Distributed cache with bloom filters as summaries
A Bloom filter is a space-efficient probabilistic data structure, that is used to test whether an element is a member of a set. False positive matches are possible, but false negatives are not – in other words, a query returns either "possibly in set" or "definitely not in set". Elements can be added to the set, but not removed (though this can be addressed with a "counting" filter) the more elements that are added to the set, the larger the probability of false positives.
This is a project where , we take the idea from the paper “ Summary Cache: A Scalable Wide-Area Web Cache Sharing Protocol by Li Fan, Pei Cao, Jussara Almeida, and Andrei Z. Broder” and show how a probabilistic data structure like bloom filter can reduce network bandwidth usage. We set up a “distributed proxy” environment where each proxy will maintain some cache. Each proxy will maintain a summary of all other proxies in the form of bloom filters.
To show how a bloom filter helps in reducing network usage, We would setup experiment where a local host will query a number of objects to its local proxy. We would take three caches and compare the gathered matrices. Case 1 is where the local proxy relay the request to the default gateway (internet) if there is a miss in the local proxy. Case 2 is where the local proxy queries all other proxies in case of a cache miss. Case 3 is where the local proxy first queries the local summary bloom filters. Then it queries only those proxies which got a hit in the summary bloom filters. In case of a false positive it queries the default gateway. In case of a miss in bloom filter, it queries the internet.
-
Git clone the code on all the proxy server. $ git clone https://github.com/Pankajchandan/summaryCache.git
-
List all the participating host’s ip address in proxy_list.txt including localhost.
-
Place all the caches in cache folder. Here the folder’s name will be the website’s name
-
Run proxy1.py on the main proxy server that is directly connected to client. $ python proxy1.py
-
Run proxy2.py on all the secondary proxy servers. $ python proxy2.py
-
Run initialize and update daemon script on all the proxy servers. $ python initializeAndUpdateDaemon.py [time interval in s] [false positive probability] Ex: $ python initializeAndUpdateDaemon.py 300 0.01
-
You can test using client.ipynb or any web browser like chrome. Remember to set proxy to proxy1’s ip
####Lib.py has these following utility methods.
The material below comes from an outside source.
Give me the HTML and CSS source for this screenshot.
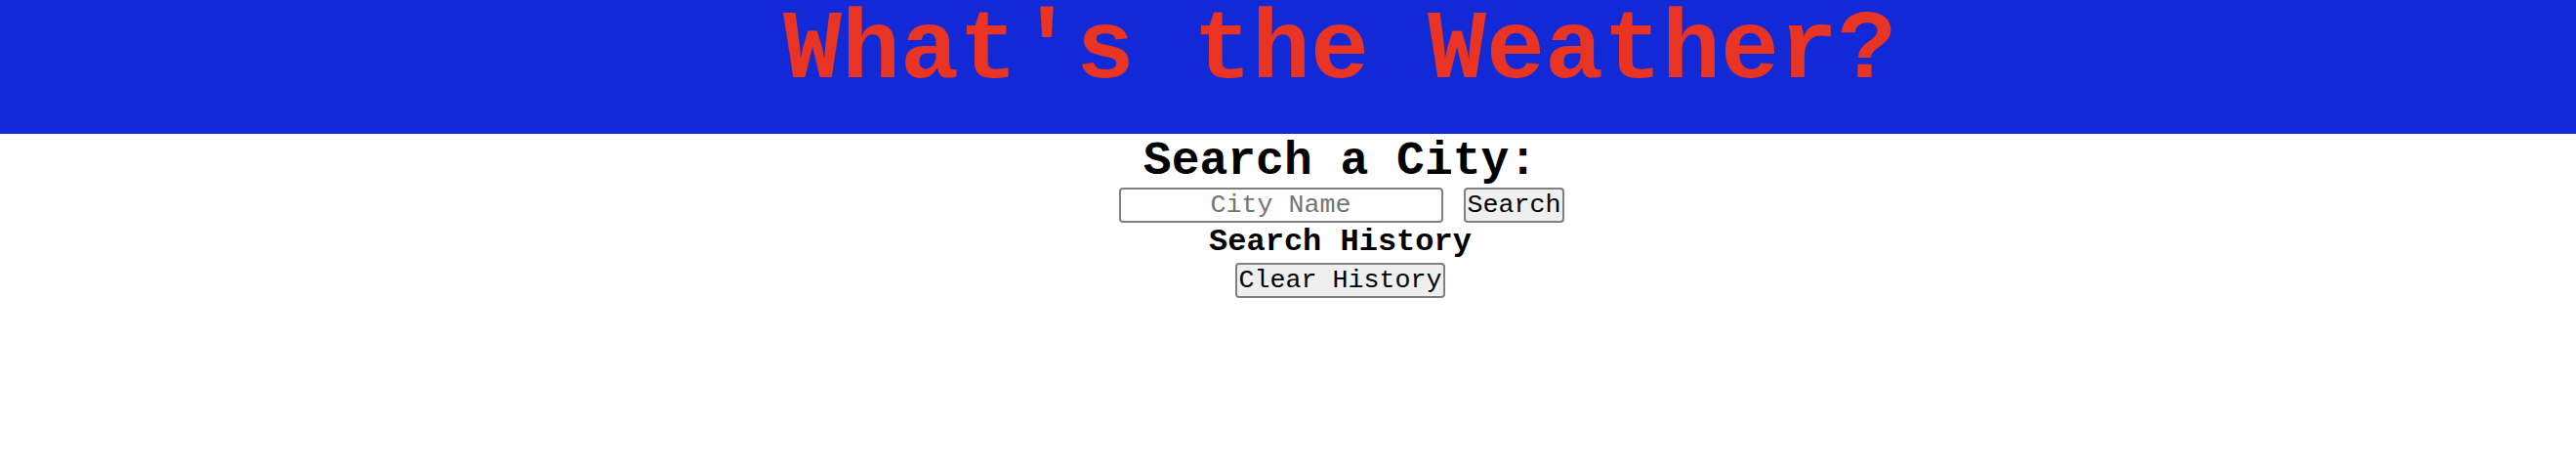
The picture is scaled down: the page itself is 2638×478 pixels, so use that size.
FILE: index.html
```html
<!DOCTYPE html>
<html lang="en">
<head>
<meta charset="utf-8">
<title>What's the Weather?</title>
<link rel="stylesheet" href="styles.css">
</head>
<body>
<header class="masthead">
  <h1 class="masthead__title">What's the Weather?</h1>
</header>
<main class="search">
  <h2 class="search__heading">Search a City:</h2>
  <div class="search__row">
    <input class="search__input" type="text" placeholder="City Name">
    <button class="btn" type="button">Search</button>
  </div>
  <h3 class="search__history">Search History</h3>
  <button class="btn" type="button">Clear History</button>
</main>
</body>
</html>
```

FILE: styles.css
```css
html, body {
  margin: 0;
  padding: 0;
  background: #ffffff;
}

body {
  font-family: "Courier New", Courier, "Liberation Mono", monospace;
  color: #000000;
}

.masthead {
  background: #1129d6;
  padding: 0 0 31px 106px;
  text-align: center;
}

.masthead__title {
  margin: 0;
  font-size: 100px;
  line-height: 106px;
  font-weight: bold;
  color: #ea3423;
}

.search {
  display: flex;
  flex-direction: column;
  align-items: center;
  padding-left: 107px;
}

.search__heading {
  margin: 4px 0 0 0;
  font-size: 48px;
  line-height: 48px;
  font-weight: bold;
}

.search__row {
  display: flex;
  align-items: center;
  gap: 21px;
  margin: 3px 0 0 3px;
}

.search__input {
  font-family: inherit;
  font-size: 26.67px;
  width: 332px;
  box-sizing: border-box;
  text-align: center;
  padding: 1px 2px;
  border: 2px solid #808080;
  border-radius: 4px;
  background: #ffffff;
}

.search__input::placeholder {
  color: #757575;
}

.btn {
  font-family: inherit;
  font-size: 26.67px;
  padding: 1px 2px;
  color: #000000;
  background: #efefef;
  border: 2px solid #808080;
  border-radius: 4px;
}

.search__history {
  margin: 4px 0 5px 0;
  font-size: 32px;
  line-height: 32px;
  font-weight: bold;
}
```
- make_filter(list_param, size, no_of_hashes):
method to make a bloom filter , list_param = list having all the websites’ names, size = size of filter, no_of_hashes = no of hashes to be used
Returns a bit array (bloom filter)
- check_filter(bit_array, size, no_of_hashes, url):
method to check if object is present in a single bloom filter , bit_array = bloom filter, size = size of filter(no of bits), no_of_hashes = no of hashes being used in the filter, url = website address
Returns True if present ele false
- check_filter_list(filter_dict, url):
method to iterate check_filter method over all the bloom filters filter dict = dictionary of bloom filters to check, url = object to check
Returns a list of proxies ip addresses who has the object in their cache
- size_hash_calc(items,prob):
method to calculate size of a bloom filter and no of hashes required given the no of items and False Positive probability Returns size and number of hashes to be used to make the bloom filter
- fetch_proxy_list(): method to fetch all the proxies available
Returns a list of ip addresses
- send_filter_detail_worker(item,index_list_srl):
Method to send index_list_srl bloom filter to item. Item = ip address of the remote host (proxy) to which item_list_srl is to be sent. item_list _srl = serialized item_list Item_list = a list of localhost’s bloom filter, size of the filter and no of hashes used to make the filter
Returns null
- send_filter_details(bit_array, size, no_of_hashes):
Method to iterate send_filter_detail_worker over all the remote proxies. Bit_array = the bloom filter of local host , size = size of the filter, no_of_hashes= no of hashes used to make the filter. Spins a thread for each proxy to which the details is to be sent. Send_filter_details is the callback function for the spawned thread.
Returns null
####initializeAndUpdateDaemon.py Builds the localhost bloom filter once on every X seconds and sends it to all other proxies
####Proxy1.py
-
load_backup(filename): Method to load cache history when server is run
-
RequestHandler(BaseHTTPServer.BaseHTTPRequestHandler): Inherited class which handles http requests
-
request_proxy(self, proxy, cache_name): Is a function in class RequestHandler This method sends request to all other proxies in case of a local cache miss.
-
run_port(sock,filter_dict): Is a method that runs tcp server on port 9000 on localhost to recieve all the bloom filters from all other proxies. When listens to a connection calls back add_filter on a thread and keeps listening.
-
port_close(): Method to kill thread on which tcp server is running.
-
add_filter(connection, client_address): Method to add the filter recieved from a proxy to the local filter dictionary.
-
run_servers(): Method to initialize tcp and http server. Calls back run_port on a thread and and runs http server on main process.
####Proxy2.py Has all the functionalities of proxy1.py except the request_proxy part.